2006 yılında Sakarya Üniversitesi Fen- Edebiyat Fakültesi Türk Dili ve Edebiyatı Bölümü’nde Öğretim Üyesi olarak başladığı görevinden ayrılarak İstanbul Kültür Üniversitesi’ne geçti. Halen İstanbul Kültür Üniversitesi’nde Öğretim Üyeliğine devam etmektedir.

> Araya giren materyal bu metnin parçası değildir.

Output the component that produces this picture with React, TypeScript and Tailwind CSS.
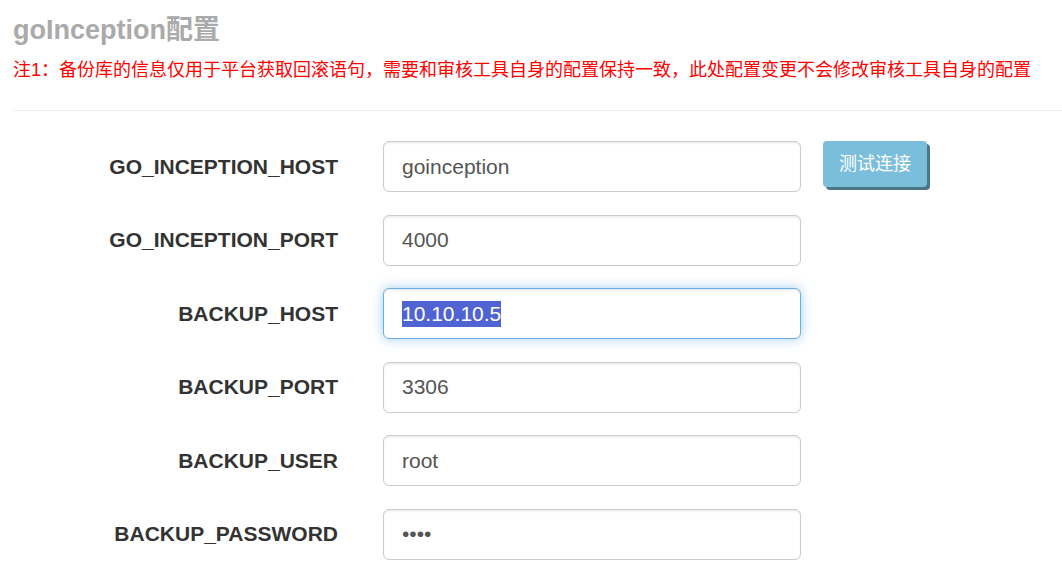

İletişim:vahitturk1@hotmail.com

Vahit Türk

Kimlik ve Dil III

Orhun anıt-yazıtları, milattan sonra sekizinci yüzyılda Türk tarihinin üç büyük şahsiyeti adına granit mermere kazınmak suretiyle geleceğe bırakılmış ölümsüz abidelerdir. Bu anıt-yazıtların içeriği ile ilgili en güzel değerlendirmeyi merhum Muharrem Ergin Hoca Orhun Abideleri adlı eserinin ön sözünde yapar. Hocanın bu muhteşem değerlendirmesinin bir kısmını buraya almak isterim: “Türk adının, Türk milletinin isminin geçtiği ilk Türkçe metin… İlk Türk tarihi… Taşlar üzerine yazılmış tarih… Türk devlet adamlarının millete hesap vermesi, milletle hesaplaşması… Devlet ve milletin karşılıklı vazifeleri… Türk nizamının, Türk töresinin, Türk medeniyetinin, yüksek Türk kültürünün büyük vesikası… Türk askerî dehasının, Türk askerlik sanatının esasları… Türk gururunun ilahî yüksekliği… Türk feragat ve faziletinin büyük örneği… Türk içtimai hayatının ulvî tablosu… Türk edebiyatının ilk şaheseri… Türk hitabet sanatının erişilmez şaheseri… Hükümdârâne eda ve ihtişamlı hitap tarzı… Yalın ve keskin üslûbun şaşırtıcı numûnesi… Türk milliyetçiliğinin temel kitabı… Bir kavmi bir millet yapabilecek eser… Türk dilinin mübarek kaynağı… İnsanlık tarihinin sosyal muhteva bakımından en manalı mezar taşları…” Birkaç cümle atlayarak aktardığımız bu değerlendirmenin ne kadar yerinde olduğunu bu anıt-yazıtlardan örneklerle görmeye çalışalım. Bu anıtlarda karşımıza çıkan ve milli ruhu besleyip yücelten bir metnin sekizinci yüzyıl ve öncesinde başka herhangi bir millette varlığına dair bilgiye sahip değiliz. Bu eserler bu yönüyle de özeldir.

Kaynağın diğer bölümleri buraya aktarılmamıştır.